§ AIM OF THE EXERCISE
Return all lines from the listing below in which the string "components" occurs.
## Begin
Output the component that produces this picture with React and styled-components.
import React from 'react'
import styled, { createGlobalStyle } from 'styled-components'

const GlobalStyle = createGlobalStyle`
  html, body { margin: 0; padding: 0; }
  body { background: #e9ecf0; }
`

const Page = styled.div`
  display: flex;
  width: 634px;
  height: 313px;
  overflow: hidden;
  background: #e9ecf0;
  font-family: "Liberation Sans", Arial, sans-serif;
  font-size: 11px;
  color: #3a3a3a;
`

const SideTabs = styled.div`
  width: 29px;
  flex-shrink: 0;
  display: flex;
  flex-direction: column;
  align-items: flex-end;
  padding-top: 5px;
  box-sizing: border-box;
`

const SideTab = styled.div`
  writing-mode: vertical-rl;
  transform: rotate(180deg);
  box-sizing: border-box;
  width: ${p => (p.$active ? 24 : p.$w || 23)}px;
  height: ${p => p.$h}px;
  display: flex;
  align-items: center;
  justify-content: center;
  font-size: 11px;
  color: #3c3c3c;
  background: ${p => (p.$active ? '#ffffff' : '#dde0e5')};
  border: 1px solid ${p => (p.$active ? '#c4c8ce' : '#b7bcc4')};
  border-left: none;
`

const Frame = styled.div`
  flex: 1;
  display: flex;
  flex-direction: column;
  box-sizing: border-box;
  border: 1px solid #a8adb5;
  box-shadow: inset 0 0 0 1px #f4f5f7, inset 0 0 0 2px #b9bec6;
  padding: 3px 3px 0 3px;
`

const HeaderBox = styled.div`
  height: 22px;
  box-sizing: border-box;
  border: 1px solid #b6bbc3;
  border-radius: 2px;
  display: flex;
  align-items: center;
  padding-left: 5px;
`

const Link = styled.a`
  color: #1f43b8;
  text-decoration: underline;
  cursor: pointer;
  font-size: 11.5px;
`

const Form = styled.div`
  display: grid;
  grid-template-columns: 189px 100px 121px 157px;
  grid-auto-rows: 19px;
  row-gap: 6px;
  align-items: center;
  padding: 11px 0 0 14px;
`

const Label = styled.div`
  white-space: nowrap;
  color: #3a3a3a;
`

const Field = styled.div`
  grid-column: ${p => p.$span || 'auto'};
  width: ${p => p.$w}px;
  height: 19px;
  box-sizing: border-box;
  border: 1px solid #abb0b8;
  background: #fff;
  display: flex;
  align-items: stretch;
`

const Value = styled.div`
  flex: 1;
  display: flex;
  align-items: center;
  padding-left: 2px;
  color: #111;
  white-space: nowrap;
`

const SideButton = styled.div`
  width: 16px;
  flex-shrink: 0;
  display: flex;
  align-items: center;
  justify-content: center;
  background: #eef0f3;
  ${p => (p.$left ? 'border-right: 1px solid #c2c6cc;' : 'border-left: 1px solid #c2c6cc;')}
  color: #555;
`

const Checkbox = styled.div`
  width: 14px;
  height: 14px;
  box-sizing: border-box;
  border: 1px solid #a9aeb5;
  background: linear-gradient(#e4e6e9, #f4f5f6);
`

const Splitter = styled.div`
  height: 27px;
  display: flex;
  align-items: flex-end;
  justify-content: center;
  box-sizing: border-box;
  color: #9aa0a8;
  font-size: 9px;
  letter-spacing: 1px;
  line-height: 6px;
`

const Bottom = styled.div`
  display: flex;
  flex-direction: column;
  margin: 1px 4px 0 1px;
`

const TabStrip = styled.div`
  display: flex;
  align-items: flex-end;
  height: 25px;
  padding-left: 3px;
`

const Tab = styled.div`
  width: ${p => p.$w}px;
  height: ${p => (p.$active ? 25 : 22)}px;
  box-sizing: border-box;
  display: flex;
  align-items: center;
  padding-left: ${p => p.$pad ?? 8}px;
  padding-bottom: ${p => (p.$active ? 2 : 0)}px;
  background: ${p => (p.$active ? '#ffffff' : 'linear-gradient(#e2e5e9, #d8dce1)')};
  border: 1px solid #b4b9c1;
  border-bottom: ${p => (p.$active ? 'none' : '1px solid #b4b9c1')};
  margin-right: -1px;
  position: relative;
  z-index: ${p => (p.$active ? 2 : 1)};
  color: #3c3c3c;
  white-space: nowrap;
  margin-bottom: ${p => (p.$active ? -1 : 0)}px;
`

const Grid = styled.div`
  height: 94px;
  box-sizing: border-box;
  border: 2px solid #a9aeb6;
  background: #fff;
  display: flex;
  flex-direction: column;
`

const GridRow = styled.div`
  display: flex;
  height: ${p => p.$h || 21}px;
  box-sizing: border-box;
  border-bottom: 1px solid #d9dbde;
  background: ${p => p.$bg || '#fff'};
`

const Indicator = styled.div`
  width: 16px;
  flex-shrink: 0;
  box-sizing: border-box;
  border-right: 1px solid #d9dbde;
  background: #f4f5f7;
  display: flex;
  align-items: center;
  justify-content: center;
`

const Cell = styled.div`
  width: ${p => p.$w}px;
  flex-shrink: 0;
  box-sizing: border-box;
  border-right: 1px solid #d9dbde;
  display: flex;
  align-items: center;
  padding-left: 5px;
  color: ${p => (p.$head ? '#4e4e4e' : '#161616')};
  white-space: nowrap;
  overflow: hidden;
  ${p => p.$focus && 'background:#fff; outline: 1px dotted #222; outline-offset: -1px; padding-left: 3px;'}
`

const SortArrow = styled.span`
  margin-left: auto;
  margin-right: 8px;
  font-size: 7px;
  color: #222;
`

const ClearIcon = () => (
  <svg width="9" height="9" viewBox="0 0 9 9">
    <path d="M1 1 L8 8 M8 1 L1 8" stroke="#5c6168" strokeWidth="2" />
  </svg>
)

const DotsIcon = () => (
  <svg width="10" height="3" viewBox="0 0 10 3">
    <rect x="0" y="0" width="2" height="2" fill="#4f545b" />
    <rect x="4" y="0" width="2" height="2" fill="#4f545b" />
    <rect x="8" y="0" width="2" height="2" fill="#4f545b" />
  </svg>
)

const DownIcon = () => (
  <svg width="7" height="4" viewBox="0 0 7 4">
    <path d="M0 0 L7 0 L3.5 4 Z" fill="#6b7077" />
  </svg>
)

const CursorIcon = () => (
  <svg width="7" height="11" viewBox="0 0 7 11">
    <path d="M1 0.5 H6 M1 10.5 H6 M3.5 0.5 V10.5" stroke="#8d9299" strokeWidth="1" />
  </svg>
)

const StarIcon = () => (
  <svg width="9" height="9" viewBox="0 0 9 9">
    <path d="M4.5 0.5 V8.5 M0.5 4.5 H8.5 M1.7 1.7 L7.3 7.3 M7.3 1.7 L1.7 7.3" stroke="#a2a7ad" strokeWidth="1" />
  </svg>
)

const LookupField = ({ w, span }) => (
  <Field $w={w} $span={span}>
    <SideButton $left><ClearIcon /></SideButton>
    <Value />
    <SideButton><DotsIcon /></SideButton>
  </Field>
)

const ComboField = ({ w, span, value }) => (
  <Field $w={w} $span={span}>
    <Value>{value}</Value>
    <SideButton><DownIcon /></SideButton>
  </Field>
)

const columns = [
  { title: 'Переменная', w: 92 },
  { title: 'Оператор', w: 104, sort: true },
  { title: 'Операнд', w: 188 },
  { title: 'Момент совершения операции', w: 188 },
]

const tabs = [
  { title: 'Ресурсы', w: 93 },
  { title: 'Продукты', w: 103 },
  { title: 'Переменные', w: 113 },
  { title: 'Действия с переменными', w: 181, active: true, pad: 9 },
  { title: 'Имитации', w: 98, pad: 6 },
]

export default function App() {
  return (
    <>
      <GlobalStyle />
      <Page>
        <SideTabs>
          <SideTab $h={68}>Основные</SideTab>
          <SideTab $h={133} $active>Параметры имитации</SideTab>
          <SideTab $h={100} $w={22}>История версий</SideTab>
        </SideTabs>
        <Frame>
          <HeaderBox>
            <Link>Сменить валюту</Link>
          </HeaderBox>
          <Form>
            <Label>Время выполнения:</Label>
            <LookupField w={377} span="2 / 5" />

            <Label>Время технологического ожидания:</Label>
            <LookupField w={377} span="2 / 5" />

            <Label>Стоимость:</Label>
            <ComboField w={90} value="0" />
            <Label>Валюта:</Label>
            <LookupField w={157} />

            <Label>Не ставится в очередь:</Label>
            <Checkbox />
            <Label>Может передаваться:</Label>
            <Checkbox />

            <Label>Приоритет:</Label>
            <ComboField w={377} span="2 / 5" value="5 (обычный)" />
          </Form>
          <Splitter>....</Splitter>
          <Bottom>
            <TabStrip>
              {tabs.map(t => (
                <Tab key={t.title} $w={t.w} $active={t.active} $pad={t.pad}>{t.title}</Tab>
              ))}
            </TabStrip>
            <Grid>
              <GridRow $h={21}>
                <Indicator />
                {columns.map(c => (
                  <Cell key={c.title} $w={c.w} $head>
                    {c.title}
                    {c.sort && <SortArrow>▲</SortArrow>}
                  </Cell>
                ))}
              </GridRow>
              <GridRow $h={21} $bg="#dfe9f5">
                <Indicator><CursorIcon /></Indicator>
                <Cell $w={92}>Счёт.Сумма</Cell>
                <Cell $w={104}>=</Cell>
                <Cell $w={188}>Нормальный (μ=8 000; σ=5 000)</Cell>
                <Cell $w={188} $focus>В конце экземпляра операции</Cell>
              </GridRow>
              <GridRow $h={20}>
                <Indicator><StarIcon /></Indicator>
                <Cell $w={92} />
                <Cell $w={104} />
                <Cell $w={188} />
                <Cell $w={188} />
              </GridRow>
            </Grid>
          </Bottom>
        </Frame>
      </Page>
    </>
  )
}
## End
§ SOLUTION FOR THIS EXERCISE
Output the component that produces this picture with React and styled-components.
import styled, { createGlobalStyle } from 'styled-components'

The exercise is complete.